Baliza pondera que a bancada antitrans ainda não tem uma base forte o suficiente para aprovar leis federais que pudessem promover uma segregação mais intensa. A especialista também lembra que o movimento LGBTQIAPN+ tem se organizado para frear a perda de direitos, mas receia que o cenário se torne mais desfavorável nos próximos dez ou quinze anos.
No final do ano passado, o Senado incluiu na Lei de Diretrizes Orçamentárias (LDO) proibição para que o Orçamento de 2024 fosse usado em ações para influenciar crianças e adolescentes a fazer transição de gênero, mas o trecho acabou sendo vetado pelo presidente Luiz Inácio Lula da Silva (PT).
Julia Ehrt, diretora-executiva da Associação Internacional de Lésbicas, Gays, Bissexuais, Trans e Interssexuais (Ilga), vê com preocupação o avanço das leis antitrans no Brasil.
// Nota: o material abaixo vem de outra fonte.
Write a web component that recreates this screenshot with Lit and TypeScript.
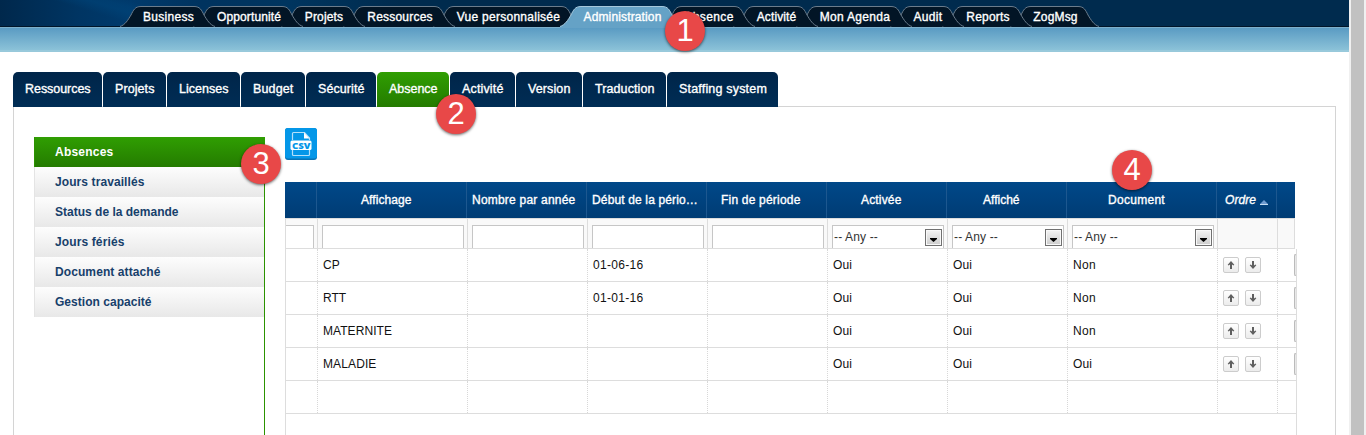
import { LitElement, html, css } from "lit";
import { customElement, property } from "lit/decorators.js";
import { classMap } from "lit/directives/class-map.js";
import { styleMap } from "lit/directives/style-map.js";

/** Label whose tracking is adjusted so that it takes a set width. */
@customElement("fit-text")
class FitText extends LitElement {
  @property() text = "";
  @property({ type: Number }) w = 0;

  static styles = css`
    :host { display: inline-block; white-space: pre; }
    .label { display: inline-block; font-variant-ligatures: none; }
  `;

  updated() {
    const el = this.renderRoot.querySelector(".label") as HTMLElement;
    el.style.letterSpacing = "0px";
    const natural = el.getBoundingClientRect().width;
    if (this.w) el.style.letterSpacing = (this.w - natural) / this.text.length + "px";
  }

  render() {
    return html`<span class="label">${this.text}</span>`;
  }
}

type Item = [label: string, box: number, text: number];

const NAV: Item[] = [
  ["Business", 73, 51], ["Opportunité", 88, 64], ["Projets", 62, 38.5], ["Ressources", 90, 65.5],
  ["Vue personnalisée", 127, 103.5], ["Administration", 101, 78], ["Absence", 72, 49.5],
  ["Activité", 63, 39.5], ["Mon Agenda", 94, 70.5], ["Audit", 52, 29], ["Reports", 68, 43.5], ["ZogMsg", 67, 44.5],
];
const TABS: Item[] = [
  ["Ressources", 89, 65.5], ["Projets", 63, 39.5], ["Licenses", 73, 49.5], ["Budget", 64, 40.5], ["Sécurité", 70, 46.5],
  ["Absence", 72, 48.5], ["Activité", 65, 41.5], ["Version", 66, 42.5], ["Traduction", 83, 59.5], ["Staffing system", 111, 88],
];
const SIDE: [string, number][] = [
  ["Absences", 58.5], ["Jours travaillés", 89.5], ["Status de la demande", 123.5],
  ["Jours fériés", 69.5], ["Document attaché", 105.5], ["Gestion capacité", 96.5],
];
const HEADS: [string, number, number][] = [
  ["", 0, 0], ["Affichage", 50.5, 44], ["Nombre par année", 103.5, 5], ["Début de la pério…", 106, 5],
  ["Fin de période", 79.5, 14], ["Activée", 40.5, 34], ["Affiché", 36.5, 36], ["Document", 57, 41], ["Ordre", 31, 8], ["", 0, 0],
];
const FILTERS = ["text", "text", "text", "text", "text", "select", "select", "select", "", ""];
const ROWS = [
  ["", "CP", "", "01-06-16", "", "Oui", "Oui", "Non"],
  ["", "RTT", "", "01-01-16", "", "Oui", "Oui", "Non"],
  ["", "MATERNITE", "", "", "", "Oui", "Oui", "Non"],
  ["", "MALADIE", "", "", "", "Oui", "Oui", "Oui"],
  ["", "", "", "", "", "", "", ""],
];
const TEXT_W: Record<string, number> = { CP: 17, RTT: 23, MATERNITE: 69, MALADIE: 53.5, "01-06-16": 50.5, "01-01-16": 50.5, Oui: 19, Non: 23 };

const arrow = (down: boolean) => html`<span class="move"><svg width="8" height="8" viewBox="0 0 8 8">
  <path transform=${down ? "rotate(180 4 4)" : ""} d="M4 0 7.300 3.700 6.400 4.400 5 3.400V8H3V3.400L1.600 4.400 .7 3.700Z" fill="#5f5f5f"/></svg></span>`;

@customElement("app-root")
class AppRoot extends LitElement {
  static styles = css`
    :host { display: flex; position: relative; height: 435px; overflow: hidden; background: #fff;
      font-family: "Liberation Sans", Arial, sans-serif; font-size: 12px; color: #111; }
    .page { width: 1349px; flex: none; display: flex; flex-direction: column; }
    .scroll { flex: 1; background: #f0f0f0; padding: 0 2px; }
    .thumb { height: 100%; background: #c1c1c1; }
    .top { height: 26px; flex: none; display: flex; padding-left: 131px; border-bottom: 1px solid #001529;
      background: linear-gradient(197deg, transparent 36%, #00498055 44%, #00457a88 50%, transparent 62%) 30px 0 / 200px 26px no-repeat,
        linear-gradient(90deg, #00284c, #003563 80px, #003a6c 130px, #00335f 200px, #00355f 290px, #002b4e 400px); }
    .nav { position: relative; height: 27px; margin-bottom: -1px; flex: none; display: flex; justify-content: center; padding: 10px 0 0 2px;
      box-sizing: border-box; color: #fff; font-size: 12px; line-height: 15px; }
    .shape { position: absolute; left: -11px; top: 6px; }
    .nav fit-text, .tab fit-text, .head fit-text { -webkit-text-stroke: .35px currentColor; }
    .nav fit-text { position: relative; }
    .band { height: 25px; flex: none; box-sizing: border-box; border-top: 1px solid #7db0cb; border-bottom: 2px solid #98c9db;
      background: linear-gradient(#5a9bc3, #8bc2d8); }
    .tabs { display: flex; gap: 1px; padding: 20px 0 0 13px; flex: none; }
    .tab { position: relative; height: 35px; box-sizing: border-box; padding: 9px 0 0 12px; border-radius: 5px 5px 0 0; color: #fff; font-size: 12.5px; line-height: 16px;
      background: linear-gradient(#002549, #002d55); }
    .tab.on { background: linear-gradient(#309e02, #247b00); }
    .panel { display: flex; flex: 1; box-sizing: border-box; width: 1323px; margin: -1px 0 0 13px; border: 1px solid #d4d4d4; border-bottom: 0; }
    .side { width: 231px; flex: none; box-sizing: border-box; margin: 30px 0 0 20px; border-right: 1px solid #2c9300; }
    .entry { height: 30px; box-sizing: border-box; padding: 1px 0 0 20px; border-left: 1px solid #e4e4e4; font-weight: bold; color: #17406b; line-height: 29px;
      background: linear-gradient(#fdfdfd, #e8e8e8); }
    .entry.on { color: #fff; border-color: #2c9300; background: linear-gradient(#309e02, #247b00); margin-right: -1px; }
    .main { margin: 21px 0 0 20px; width: 1012px; display: flex; flex-direction: column; }
    .csv { display: block; flex: none; margin-bottom: 22px; }
    .grid { display: grid; grid-template-columns: 32px 150px 120px 120px 120px 120px 120px 150px 60px 18px; }
    .head { height: 36px; width: 1010px; background: linear-gradient(#004889, #003c74); color: #fff; }
    .th { display: flex; align-items: center; border-right: 1px solid #1d578f; gap: 4px; padding-bottom: 1px; box-sizing: border-box; }
    .th.last { border: 0; }
    .ordre { font-style: italic; }
    .sort { margin-top: 5px; }
    .filter { height: 31px; box-sizing: border-box; width: 1010px; border: 1px solid #ddd; background: #f9f9f9; }
    .fc { border-right: 1px solid #ddd; box-sizing: border-box; padding: 6px 3px 0 4px; }
    .fc.last { border: 0; }
    .fc.first { padding-left: 0; }
    .field { height: 23px; box-sizing: border-box; background: #fff; border: 1px solid #c6c6c6; border-bottom: 0;
      display: flex; justify-content: space-between; padding: 3px 1px 0 1px; line-height: 17px; color: #333; }
    .first .field { border-left: 0; }
    .drop { width: 17px; height: 17px; box-sizing: border-box; border: 1px solid #707070; background: linear-gradient(#f4f4f4, #ccc); box-shadow: inset 0 0 0 1px #f8f8f8; flex: none; }
    .drop svg { display: block; }
    .body { flex: 1; border: 1px solid #ddd; border-width: 0 1px; box-sizing: border-box; width: 1012px; }
    .row { height: 33px; box-sizing: border-box; border-bottom: 1px solid #ddd; }
    .td { border-right: 1px dotted #d8d8d8; box-sizing: border-box; padding-left: 5px; line-height: 32px; overflow: hidden; }
    .td.moves { display: flex; gap: 6px; padding: 8px 0 0 5px; }
    .move { width: 16px; height: 16px; box-sizing: border-box; border: 1px solid #ccc; border-radius: 2px; background: linear-gradient(#fff, #ececec);
      display: flex; align-items: center; justify-content: center; }
    .td.edge { border: 0; display: flex; justify-content: flex-end; padding: 5px 0 0; }
    .stub { width: 2px; height: 22px; box-sizing: border-box; border: 1px solid #bbb; border-right: 0; border-radius: 2px 0 0 2px; background: #e8e8e8; }
    .badge { position: absolute; width: 40px; height: 40px; border-radius: 50%; background: #e84848; color: #fff; text-align: center;
      font-size: 31px; line-height: 40px; box-shadow: 0 1px 3px #0009; z-index: 20; }
    .b1 { left: 665px; top: 11px; } .b2 { left: 436px; top: 94px; }
    .b3 { left: 241px; top: 144px; } .b4 { left: 1112px; top: 150px; }
  `;

  navTab([label, w, t]: Item, i: number) {
    const on = label === "Administration";
    const r = w + 22;
    const d = `M0 20.5C5 19 8 14 11 9C13.5 4 15 .5 21 .5H${r - 21}C${r - 15} .5 ${r - 13.5} 4 ${r - 11} 9C${r - 8} 14 ${r - 5} 19 ${r} 20.5`;
    return html`<div class="nav" style=${styleMap({ width: w + "px", zIndex: String(on ? 15 : 12 - i) })}>
      <svg class="shape" width=${r} height="22">
        <path d=${d + (on ? `V22H0Z` : "Z")} fill=${on ? "#65a2c6" : "#021526"}/>
        <path d=${d} fill="none" stroke=${on ? "#a5c8dc" : "#6b7c8c"}/>
      </svg><fit-text .text=${label} .w=${t}></fit-text></div>`;
  }

  render() {
    return html`
      <div class="page">
        <div class="top">${NAV.map((n, i) => this.navTab(n, i))}</div>
        <div class="band"></div>
        <div class="tabs">${TABS.map(([l, w, t]) => html`<div class=${classMap({ tab: true, on: l === "Absence" })}
          style=${styleMap({ width: w + "px" })}><fit-text .text=${l} .w=${t}></fit-text></div>`)}</div>
        <div class="panel">
          <div class="side">${SIDE.map(([l, t], i) => html`<div class=${classMap({ entry: true, on: i === 0 })}><fit-text .text=${l} .w=${t}></fit-text></div>`)}</div>
          <div class="main">
            <svg class="csv" width="32" height="32" viewBox="0 0 32 32">
              <rect width="32" height="32" rx="3" fill="#0873b5"/><rect width="32" height="30.5" rx="3" fill="#0497e8"/>
              <path d="M7.5 12V5.5Q7.5 4.5 8.5 4.5H19.5L24.5 10V12M7.5 22V26.5Q7.5 27.5 8.5 27.5H23.5Q24.5 27.5 24.5 26.5V22" fill="none" stroke="#b4e0fa" stroke-width="1.2"/>
              <path d="M19 4.500 24.500 10.500H19Z" fill="#fff"/><rect x="5.500" y="12.500" width="21" height="9.500" rx="1.500" fill="#fff"/>
              <text x="7" y="20.700" font-family="Open Sans, sans-serif" font-weight="800" font-size="9.500" textLength="18.500" lengthAdjust="spacingAndGlyphs" fill="#0497e8">CSV</text>
            </svg>
            <div class="grid head">${HEADS.map(([l, t, pad], i) => html`<div class=${classMap({ th: true, last: i === 9, ordre: i === 8 })} style=${styleMap({ paddingLeft: pad + "px" })}>
              ${l ? html`<fit-text .text=${l} .w=${t}></fit-text>` : ""}
              ${i === 8 ? html`<svg class="sort" width="8" height="5"><path d="M0 4 4 0 8 4Z" fill="#6f9bd0"/><path d="M0 4.500H8" stroke="#c5dcf2"/></svg>` : ""}</div>`)}</div>
            <div class="grid filter">${FILTERS.map((f, i) => html`<div class=${classMap({ fc: true, first: i === 0, last: i === 9 })}>
              ${f ? html`<div class="field">${f === "select" ? html`<fit-text .text=${"-- Any --"} .w=${44}></fit-text>
                <span class="drop"><svg width="15" height="15"><path d="M4 8H11V9L7.500 12 4 9Z" fill="#000"/></svg></span>` : ""}</div>` : ""}</div>`)}</div>
            <div class="body">${ROWS.map((row, r) => html`<div class="grid row">
              ${row.map((c) => html`<div class="td">${c ? html`<fit-text .text=${c} .w=${TEXT_W[c]}></fit-text>` : ""}</div>`)}
              <div class="td moves">${r < 4 ? html`${arrow(false)}${arrow(true)}` : ""}</div>
              <div class="td edge">${r < 4 ? html`<span class="stub"></span>` : ""}</div>
            </div>`)}</div>
          </div>
        </div>
      </div>
      <div class="scroll"><div class="thumb"></div></div>
      ${[1, 2, 3, 4].map((n) => html`<div class="badge b${n}">${n}</div>`)}
    `;
  }
}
Ela lembra que a ofensiva contra os direitos da população LGBTQIAPN+ é um fenômeno que se estende desde democracias consolidadas, como os EUA e o Reino Unido, até regimes autoritários como Rússia e Uganda.
“A narrativa antitrans é parte de um movimento mais amplo contra os direitos LGBTQIAPN+ e das mulheres. Há organizações com muitos recursos que trabalham para avançar essas agendas globalmente”, afirma Ehrt. Ela defende que esses grupos se articulem em nível internacional para fazer frente à ofensiva conservadora.